M. Wright rappelle que le Cadre pancanadien sur les changements climatiques a été assez difficile à élaborer lorsque la majorité des premiers ministres des provinces canadiennes étaient libéraux ou du NPD. Le paysage politique de nos jours étant très différent, un futur accord est plus susceptible de ressembler à l’accord européen de répartition des charges.

« En gros, il s’agit de distribuer équitablement les objectifs entre les différentes administrations, explique M. Wright. En théorie, ce n’est pas difficile, mais c’est justement ce qui rend la politique si complexe ».

Il ajoute qu’il faudrait commencer par une méthode raisonnée et appliquer les principes s’y rapportant, les traduisant ainsi par des objectifs quantitatifs de réduction d’émissions, ce qui ressemblerait à des limites d’émission de carbone pour chacune des provinces. Toutefois, la méthode pourrait aussi s’appliquer à des secteurs particuliers.

Un des avantages du projet de loi C-12 est que tout serait régi par une seule loi. Cela permettrait aux gens d’en prendre connaissance et de la comprendre, ce qui serait bénéfique pour les Canadiens, rassurerait les investisseurs, favoriserait la coopération internationale et renforcerait la confiance.

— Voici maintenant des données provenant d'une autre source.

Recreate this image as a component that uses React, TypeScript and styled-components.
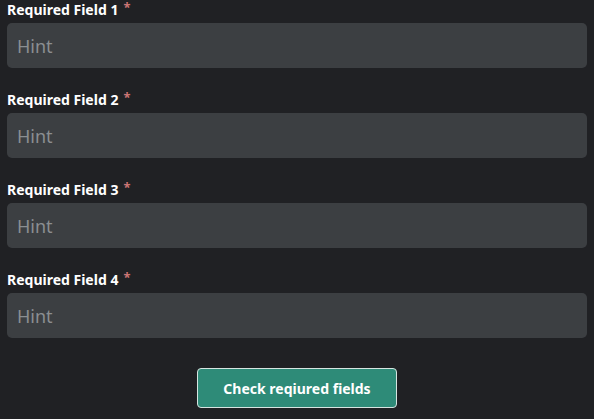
import React from "react";
import styled, { createGlobalStyle } from "styled-components";

const Global = createGlobalStyle`
  html, body { margin: 0; padding: 0; background: #202124; }
  body { font-family: "Noto Sans", "Open Sans", sans-serif; }
`;

const Page = styled.div`
  width: 594px;
  height: 419px;
  box-sizing: border-box;
  padding: 0 7px;
  background: #202124;
  display: flex;
  flex-direction: column;
`;

const Field = styled.div`
  display: flex;
  flex-direction: column;
  margin-bottom: 22px;
`;

const Label = styled.label`
  height: 20px;
  line-height: 20px;
  margin-bottom: 3px;
  font-size: 14px;
  font-weight: 700;
  color: #ffffff;
  white-space: nowrap;
`;

const Star = styled.span`
  display: inline-block;
  color: #cc7474;
  font-size: 13px;
  line-height: 16px;
  height: 16px;
  margin-left: 5px;
  vertical-align: top;
  position: relative;
  top: -1px;
`;

const Input = styled.input`
  height: 45px;
  box-sizing: border-box;
  border: none;
  outline: none;
  border-radius: 5px;
  background: #3c3f42;
  padding: 0 10px;
  font-family: "Noto Sans", "Open Sans", sans-serif;
  font-size: 18px;
  color: #ffffff;
  &::placeholder { color: #8b8e91; }
`;

const Actions = styled.div`
  display: flex;
  justify-content: center;
  margin-top: 8px;
`;

const Button = styled.button`
  width: 200px;
  height: 40px;
  border: 1px solid #d6e5e1;
  border-radius: 4px;
  background: #2e8b78;
  color: #ffffff;
  font-family: "Noto Sans", "Open Sans", sans-serif;
  font-size: 14px;
  font-weight: 700;
  cursor: pointer;
`;

export default function App() {
  return (
    <>
      <Global />
      <Page>
        {[1, 2, 3, 4].map((n) => (
          <Field key={n}>
            <Label>
              Required Field {n}
              <Star>*</Star>
            </Label>
            <Input placeholder="Hint" />
          </Field>
        ))}
        <Actions>
          <Button>Check reqiured fields</Button>
        </Actions>
      </Page>
    </>
  );
}
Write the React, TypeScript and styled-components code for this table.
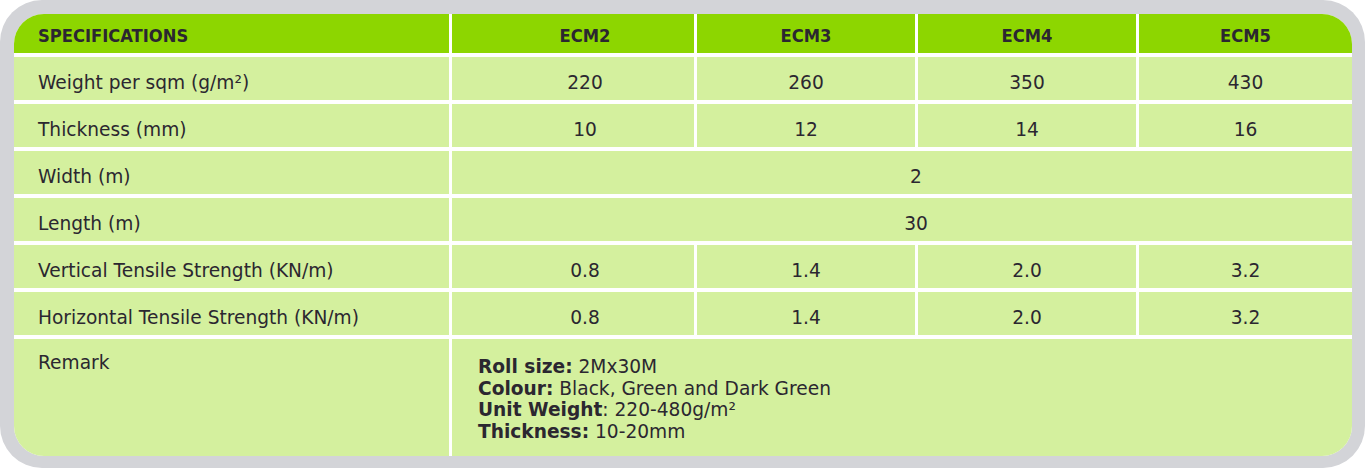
import React from "react";
import styled, { createGlobalStyle } from "styled-components";

const Global = createGlobalStyle`
  html, body { margin: 0; padding: 0; background: #ffffff; }
  body { font-family: "DejaVu Sans", "Liberation Sans", sans-serif; }
`;

const Frame = styled.div`
  box-sizing: border-box;
  width: 1365px;
  height: 468px;
  padding: 14px 13px 12px 14px;
  background: #d3d4d8;
  border-radius: 42px;
`;

const Table = styled.div`
  display: grid;
  grid-template-columns: 435px 242px 218px 218px 213px;
  grid-template-rows: 39px repeat(6, 43px) 117px;
  gap: 4px 3px;
  height: 442px;
  background: #ffffff;
  border-radius: 30px;
  overflow: hidden;
`;

const Cell = styled.div<{ $head?: boolean; $first?: boolean; $span?: number; $pl?: number }>`
  box-sizing: border-box;
  display: flex;
  align-items: center;
  justify-content: ${(p) => (p.$first ? "flex-start" : "center")};
  grid-column: ${(p) => (p.$span ? `span ${p.$span}` : "auto")};
  padding: ${(p) => (p.$head ? "4px" : "8px")} 0 0 ${(p) => p.$pl ?? 0}px;
  background: ${(p) => (p.$head ? "#8dd600" : "#d4f09e")};
  color: #2b2730;
  font-size: ${(p) => (p.$head ? "18.2px" : "18.6px")};
  font-weight: ${(p) => (p.$head ? 700 : 400)};
  font-family: ${(p) =>
    p.$head ? `"DejaVu Sans Condensed", "DejaVu Sans", sans-serif` : `"DejaVu Sans", sans-serif`};
  white-space: nowrap;
`;

const RemarkLabel = styled.div`
  box-sizing: border-box;
  padding: 13px 0 0 24px;
  background: #d4f09e;
  color: #2b2730;
  font-size: 18.6px;
  line-height: 21.7px;
`;

const RemarkBody = styled.div`
  box-sizing: border-box;
  grid-column: span 4;
  padding: 17px 0 0 26px;
  background: #d4f09e;
  color: #2b2730;
  font-size: 18.6px;
  line-height: 21.7px;
`;

const Line = styled.div`
  white-space: nowrap;
`;

const Key = styled.b`
  font-weight: 700;
`;

const models = ["ECM2", "ECM3", "ECM4", "ECM5"];

type Row = { label: string; values?: string[]; all?: string };

const rows: Row[] = [
  { label: "Weight per sqm (g/m²)", values: ["220", "260", "350", "430"] },
  { label: "Thickness (mm)", values: ["10", "12", "14", "16"] },
  { label: "Width (m)", all: "2" },
  { label: "Length (m)", all: "30" },
  { label: "Vertical Tensile Strength (KN/m)", values: ["0.8", "1.4", "2.0", "3.2"] },
  { label: "Horizontal Tensile Strength (KN/m)", values: ["0.8", "1.4", "2.0", "3.2"] },
];

export default function App() {
  return (
    <>
      <Global />
      <Frame>
        <Table>
          <Cell $head $first $pl={24}>SPECIFICATIONS</Cell>
          {models.map((m, i) => (
            <Cell key={m} $head $pl={i === 0 ? 24 : 0}>
              {m}
            </Cell>
          ))}
          {rows.map((r) => (
            <React.Fragment key={r.label}>
              <Cell $first $pl={24}>{r.label}</Cell>
              {r.all ? (
                <Cell $span={4} $pl={28}>{r.all}</Cell>
              ) : (
                r.values!.map((v, i) => (
                  <Cell key={i} $pl={i === 0 ? 24 : 0}>
                    {v}
                  </Cell>
                ))
              )}
            </React.Fragment>
          ))}
          <RemarkLabel>Remark</RemarkLabel>
          <RemarkBody>
            <Line><Key>Roll size:</Key> 2Mx30M</Line>
            <Line><Key>Colour:</Key> Black, Green and Dark Green</Line>
            <Line><Key>Unit Weight</Key>: 220-480g/m²</Line>
            <Line><Key>Thickness:</Key> 10-20mm</Line>
          </RemarkBody>
        </Table>
      </Frame>
    </>
  );
}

M. Wright recommande de modifier le projet de loi afin d’y inclure une disposition visant à assurer officiellement l’engagement du gouvernement fédéral à négocier et à dialoguer avec les provinces pour mettre au point une approche favorisant l’atteinte des cibles, ce qui cadrerait parfaitement avec l’esprit de la loi.

Le bureau du ministre de l’Environnement Jonathan Wilkinson n’a pas répondu à notre invitation à présenter des observations.